▶ Task instructions:
Find the lines that include the string "code" and report how many there are. Give no other text.
====== Data supplied
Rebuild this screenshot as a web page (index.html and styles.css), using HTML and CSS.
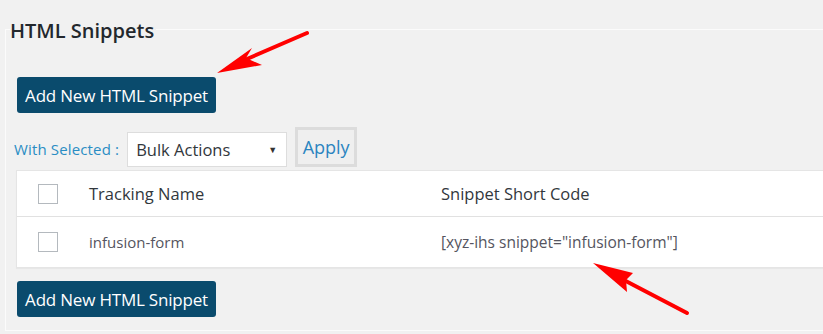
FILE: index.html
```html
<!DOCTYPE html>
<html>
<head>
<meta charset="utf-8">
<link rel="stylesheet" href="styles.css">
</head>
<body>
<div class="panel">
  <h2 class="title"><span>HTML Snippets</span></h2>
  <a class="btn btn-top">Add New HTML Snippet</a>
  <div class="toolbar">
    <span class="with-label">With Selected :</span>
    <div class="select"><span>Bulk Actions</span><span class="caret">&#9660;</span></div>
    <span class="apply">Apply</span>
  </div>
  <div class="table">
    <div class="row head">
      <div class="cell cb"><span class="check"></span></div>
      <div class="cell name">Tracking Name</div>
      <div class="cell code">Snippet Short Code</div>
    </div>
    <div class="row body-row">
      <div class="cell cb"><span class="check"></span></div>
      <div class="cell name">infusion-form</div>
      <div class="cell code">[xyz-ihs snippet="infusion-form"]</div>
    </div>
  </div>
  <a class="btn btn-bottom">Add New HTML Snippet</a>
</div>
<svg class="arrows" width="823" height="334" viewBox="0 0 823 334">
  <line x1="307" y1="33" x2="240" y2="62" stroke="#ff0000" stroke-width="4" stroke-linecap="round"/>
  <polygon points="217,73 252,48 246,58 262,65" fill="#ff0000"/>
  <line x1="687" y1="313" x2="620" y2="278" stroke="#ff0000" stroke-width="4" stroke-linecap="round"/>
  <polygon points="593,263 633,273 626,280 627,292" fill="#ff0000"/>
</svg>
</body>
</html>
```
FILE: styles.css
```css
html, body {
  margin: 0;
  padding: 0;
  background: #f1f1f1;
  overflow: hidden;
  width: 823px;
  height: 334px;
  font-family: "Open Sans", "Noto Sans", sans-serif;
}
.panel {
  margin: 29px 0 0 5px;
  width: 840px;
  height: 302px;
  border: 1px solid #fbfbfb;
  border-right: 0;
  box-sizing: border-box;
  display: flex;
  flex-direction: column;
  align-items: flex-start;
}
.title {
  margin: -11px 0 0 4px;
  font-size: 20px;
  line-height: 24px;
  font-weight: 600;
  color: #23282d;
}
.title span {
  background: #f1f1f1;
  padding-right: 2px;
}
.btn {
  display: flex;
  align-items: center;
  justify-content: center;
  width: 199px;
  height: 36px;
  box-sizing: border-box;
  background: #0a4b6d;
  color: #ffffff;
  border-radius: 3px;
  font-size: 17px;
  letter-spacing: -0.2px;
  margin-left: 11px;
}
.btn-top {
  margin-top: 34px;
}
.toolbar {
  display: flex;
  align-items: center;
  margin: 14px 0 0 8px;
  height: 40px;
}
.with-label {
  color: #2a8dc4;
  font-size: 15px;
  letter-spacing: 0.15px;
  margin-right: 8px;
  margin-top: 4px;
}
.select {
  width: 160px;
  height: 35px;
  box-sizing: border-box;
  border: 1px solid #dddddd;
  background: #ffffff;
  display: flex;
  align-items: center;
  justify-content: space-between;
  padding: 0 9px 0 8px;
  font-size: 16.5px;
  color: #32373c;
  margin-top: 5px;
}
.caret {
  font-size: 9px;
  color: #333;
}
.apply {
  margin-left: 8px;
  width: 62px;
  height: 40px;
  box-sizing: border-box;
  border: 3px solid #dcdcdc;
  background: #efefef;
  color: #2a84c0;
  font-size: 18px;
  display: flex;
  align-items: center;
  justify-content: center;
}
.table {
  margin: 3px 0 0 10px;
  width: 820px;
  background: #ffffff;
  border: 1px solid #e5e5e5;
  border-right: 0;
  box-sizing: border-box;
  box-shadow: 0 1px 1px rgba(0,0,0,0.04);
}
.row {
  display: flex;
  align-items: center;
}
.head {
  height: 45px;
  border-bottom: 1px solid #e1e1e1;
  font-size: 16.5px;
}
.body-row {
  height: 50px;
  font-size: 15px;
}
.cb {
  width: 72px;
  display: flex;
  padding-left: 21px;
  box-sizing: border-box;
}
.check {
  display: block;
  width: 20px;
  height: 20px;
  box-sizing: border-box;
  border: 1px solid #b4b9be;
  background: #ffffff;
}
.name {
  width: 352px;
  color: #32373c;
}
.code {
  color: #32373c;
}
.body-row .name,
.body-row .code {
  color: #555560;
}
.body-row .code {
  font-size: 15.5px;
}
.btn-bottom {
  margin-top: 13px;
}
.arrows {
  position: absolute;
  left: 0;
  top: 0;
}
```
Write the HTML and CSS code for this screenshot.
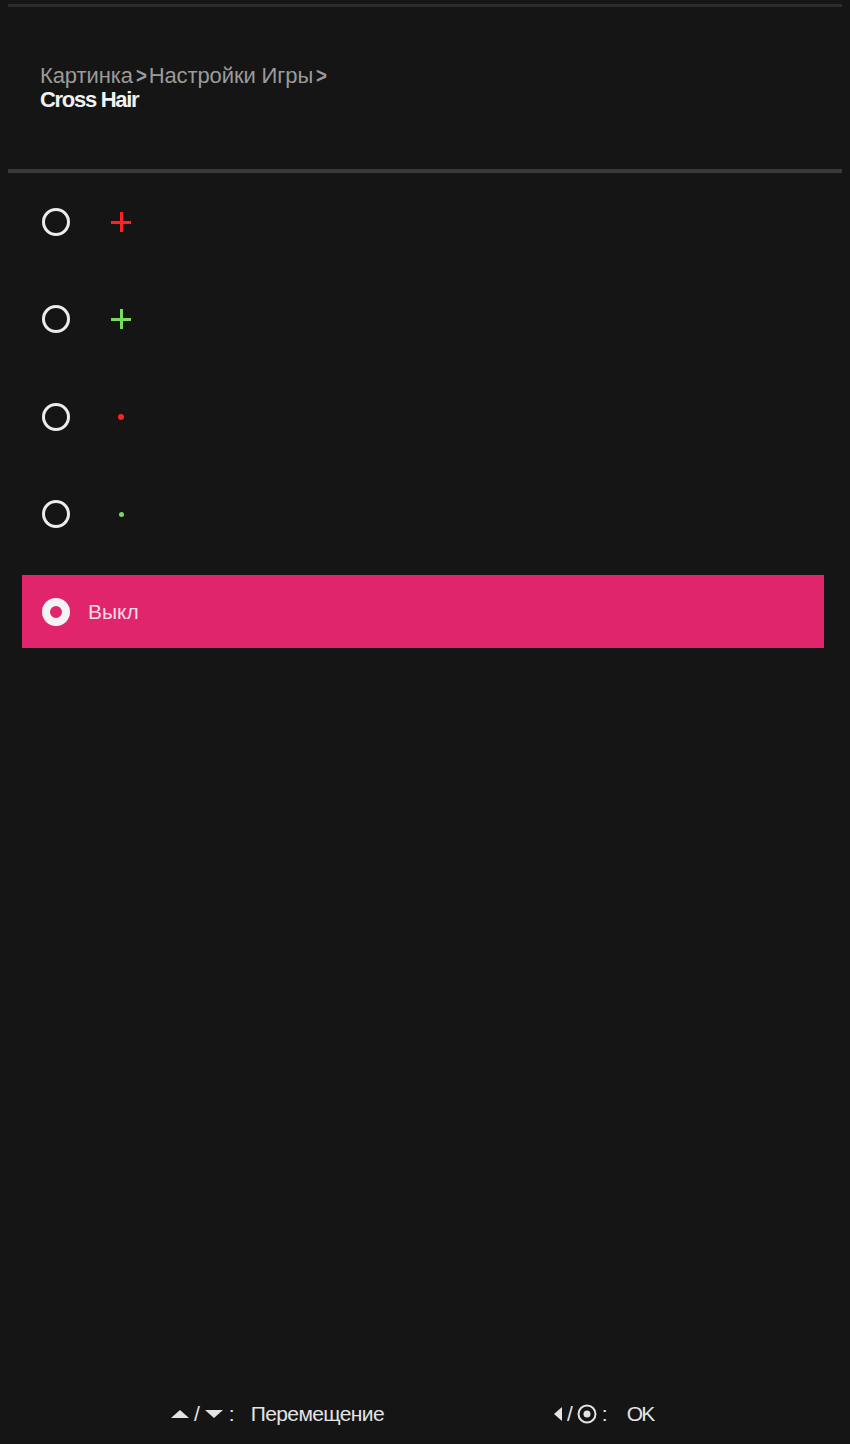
============
▶ Solution:
6